The "household of faith" point is to deny the Anabaptist foundational apologetic that "all the baptisms in the Bible are of persons who first attained the age of "we-don't-know," first convince-able recited the Sinner's Prayer, and were fully immersion in water." Not only is the point moot but it's not even true. We have examples of "whole households" being baptized and we simply cannot know if everyone in them met all 3 of those mandates and prohibitions.
I also have a hard time jelling infant baptism/baptismal regeneration with Sola Fide. I understand that the sacramental belief is that baptism is something God does not us but we still have our part to play.
It's important to not equate faith with intellectual understanding. They are two entirely different things. A person can have faith without understanding (as in the vast majority of people boarding an airplane who have NO CLUE how plans fly!).
Saving faith is not a product of the BRAIN of the atheistic, dead, unregenerate, enemy of God. The Bible states it is "the free gift of God." The Bible states that "NO ONE" is capable of understanding the things of God, they are foolishness to him." NO ONE. Not "none under the age of we-cannot-tell-you." Not 'none with an IQ of under 100." NO ONE. That includes the 62 year old with an IQ of 180, 5 Ph.D.'s, a seminary education and who has memorized the entire Bible. Faith is not a product of the brain, it is the gift of God. We begin to understand the things of God only when the Holy Spirit and spiritual life an faith are in our hearts. Faith and knowledge are not meant to be separated (just as baptism and training/nurturing/educating are not) but there's no mandated SEQUENCE in that FIRST the dead, unregenerate, atheistic, enemy of God "understands" the things of God and only then, after that intellectual understanding is complete, tben after that, the prohibtion to baptize is lifted, the Holy Spirit is able to enter, God may then grant the gift of faith and life. I think we have a "set" (as the traditional, orthodox view of Baptism stresses), not some prohibition and some chronological sequence limitation on God.

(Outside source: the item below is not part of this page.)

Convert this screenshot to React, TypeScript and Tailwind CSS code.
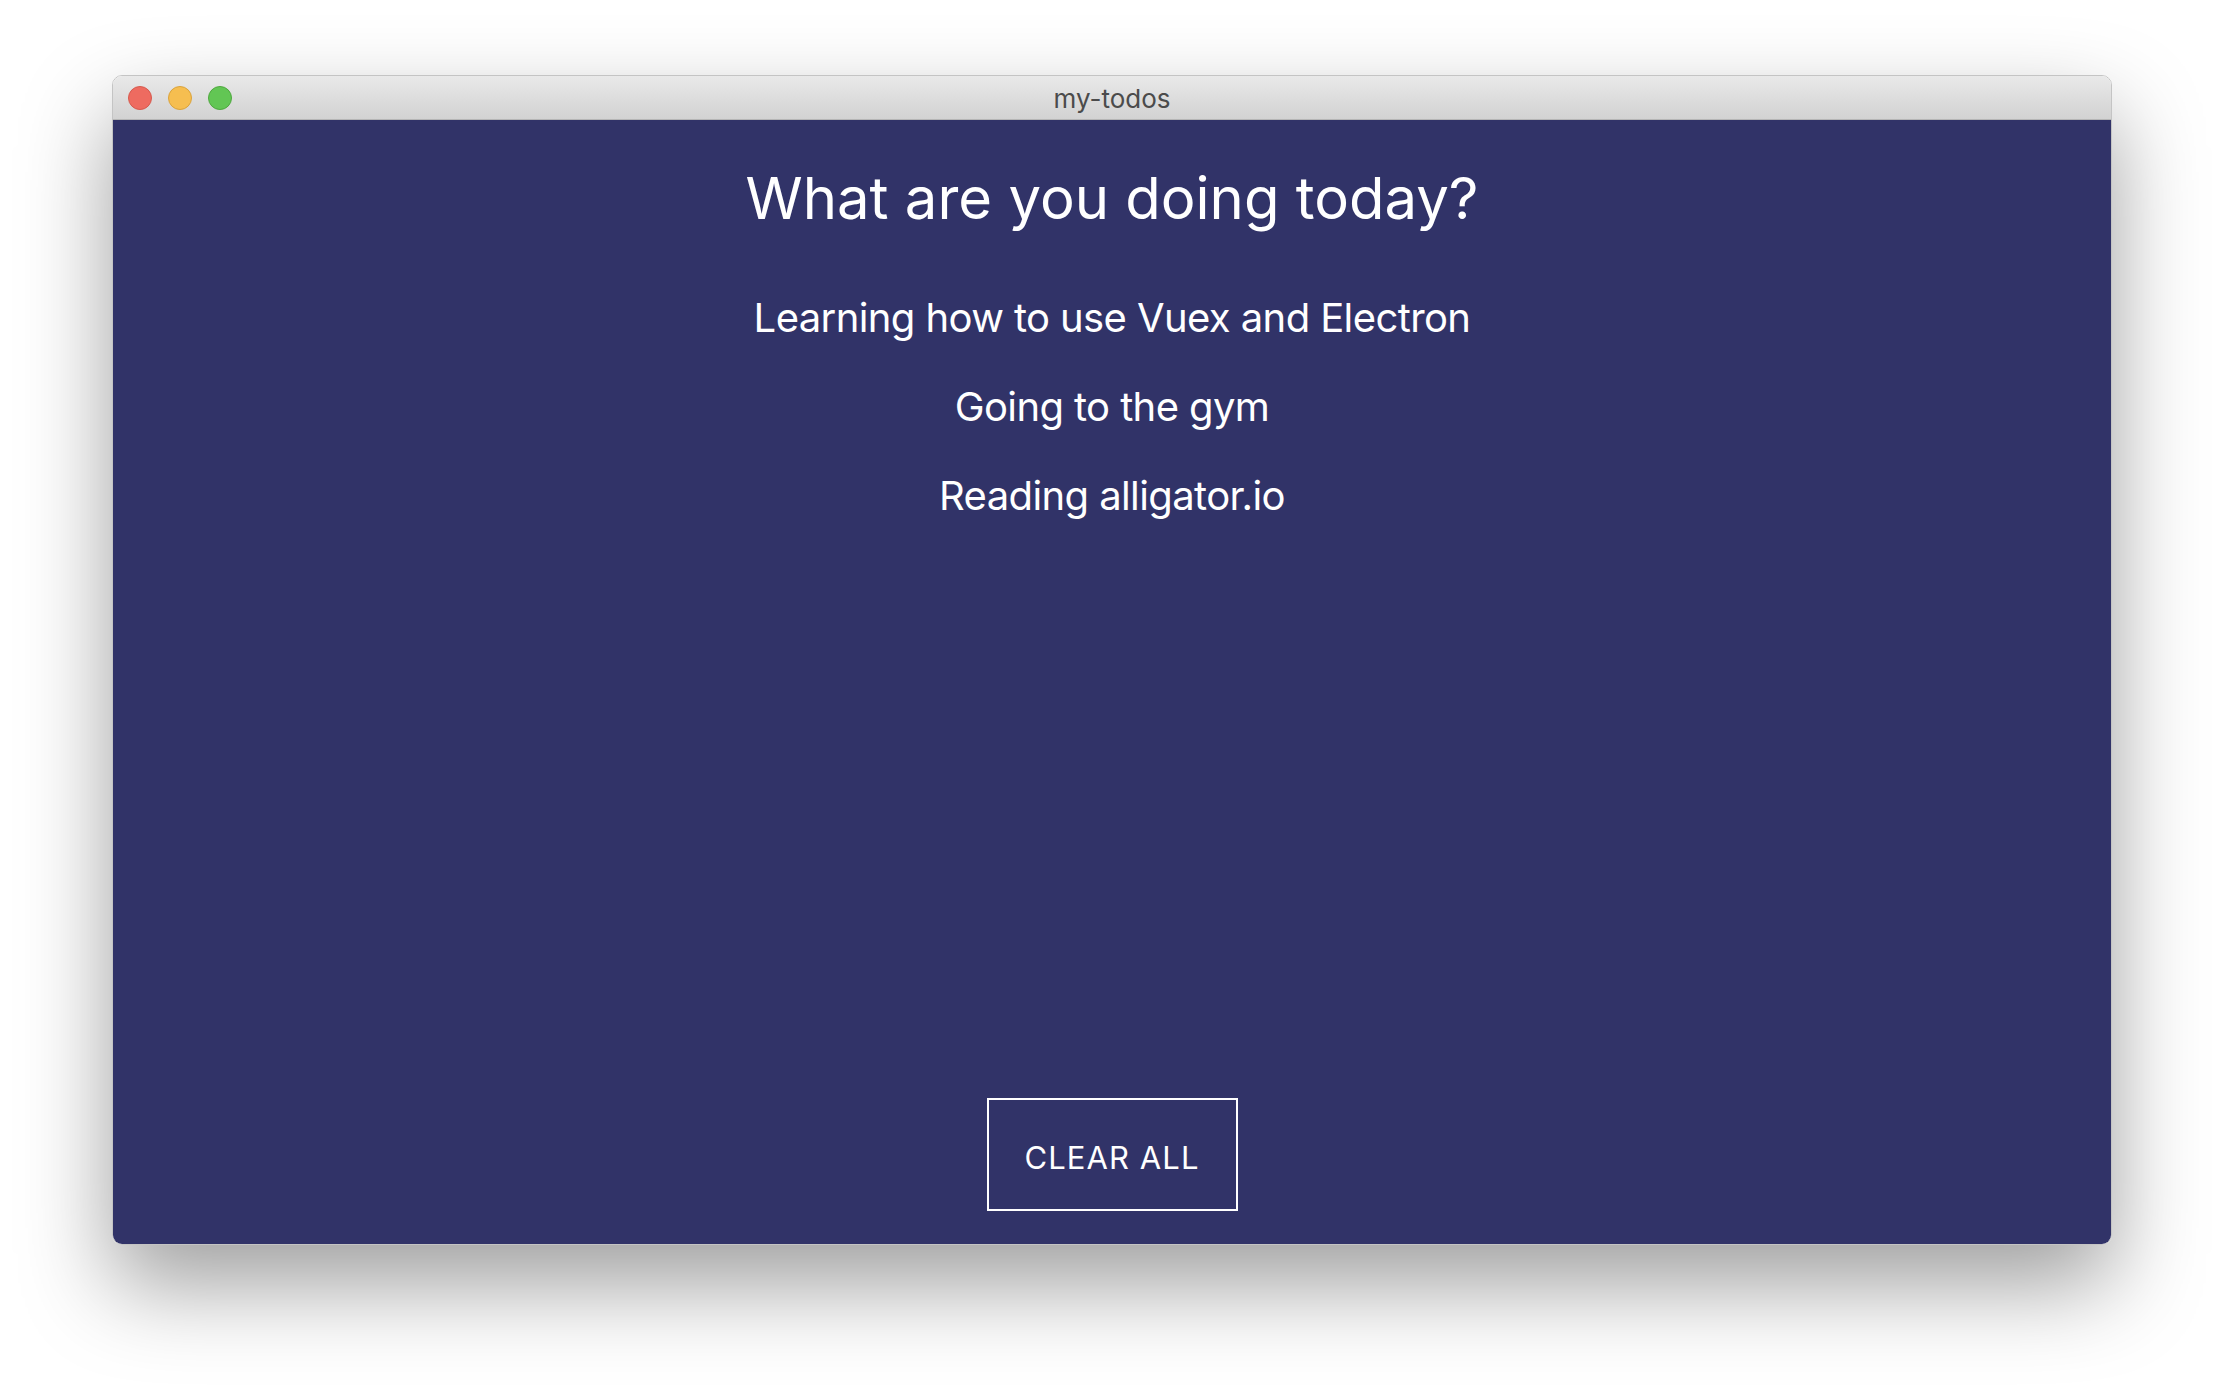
export default function App() {
  const todos = ["Learning how to use Vuex and Electron", "Going to the gym", "Reading alligator.io"];

  return (
    <div className="w-[2224px] h-[1394px] bg-white pt-[75px] pl-[112px]" style={{ fontFamily: "Inter, 'Noto Sans', sans-serif" }}>
      {/* window */}
      <div className="w-[2000px] h-[1170px] flex flex-col rounded-[10px] overflow-hidden border border-[#c4c4c4] shadow-[0_40px_90px_rgba(0,0,0,0.38)]">
        {/* title bar */}
        <div className="relative h-[44px] shrink-0 flex items-center bg-gradient-to-b from-[#e9e9e9] to-[#d2d2d2] border-b border-[#b5b5b5]">
          <div className="flex items-center gap-[16px] pl-[15px]">
            <span className="w-[24px] h-[24px] rounded-full bg-[#ee6b60] border border-[#d65a4e]" />
            <span className="w-[24px] h-[24px] rounded-full bg-[#f6be50] border border-[#daa33c]" />
            <span className="w-[24px] h-[24px] rounded-full bg-[#62c654] border border-[#4fa83f]" />
          </div>
          <div className="absolute inset-0 flex items-center justify-center pt-[2px] text-[26px] text-[#4b4b4b]">my-todos</div>
        </div>

        {/* content */}
        <div className="flex-1 flex flex-col items-center bg-[#313368] text-white">
          <h1 className="mt-[49px] text-[58px] leading-[58px] font-normal tracking-[0px]">What are you doing today?</h1>
          <ul className="mt-[46px] flex flex-col items-center">
            {todos.map((t) => (
              <li key={t} className="text-[40px] leading-[89px] tracking-[-0.6px]">
                {t}
              </li>
            ))}
          </ul>
          <button className="mt-auto mb-[33px] w-[251px] h-[113px] pt-[7px] border-2 border-white text-[31px] tracking-[1.1px] text-white">
            CLEAR ALL
          </button>
        </div>
      </div>
    </div>
  );
}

All of those things are things we humans do, not God.
True enough. But it's not always so.... consider John the Baptist who had faith before he was even born.
And of course this is true with education, too. In the synergistic paradigm, someone has to TEACH the person - that's a human work, not God's. But God USES that work, that "Means of Grace." So even though human effort is involved, such is not salvic - with baptism or teaching.
The Credo Baptism position is that God works on individuals and gives them the gift of faith which causes a change in heart from a heart of stone to heart of flesh, they receive the Holy Spirit and they to become new creations in Christ.
One problem with that is that it has the dead, unregenerate, atheistic, enemy of God - entirely void of the Holy Spirit - giving self faith and life. THEN - after the dead has done all that - as a reward for doing all that - he receives the Holy Spirit and salvation. IMO, that violates not only a lot of Scriptures but of course, obviously, contradicts Sola Gratia - Solus Christus - Sola Fide - Soli Deo Gloria.
The Credobaptism invention of the Anabaptists is that those under a certain unknowable age are 1) Unable to understand the things of God and 2) are prohibited from being Baptized. To the first, yes - but then NO ONE is able to do that unless they have faith and the Holy Spirit, and there is nothing in the Bible that indicates that God is rendered impotent by children. 2) There is no such prohibition.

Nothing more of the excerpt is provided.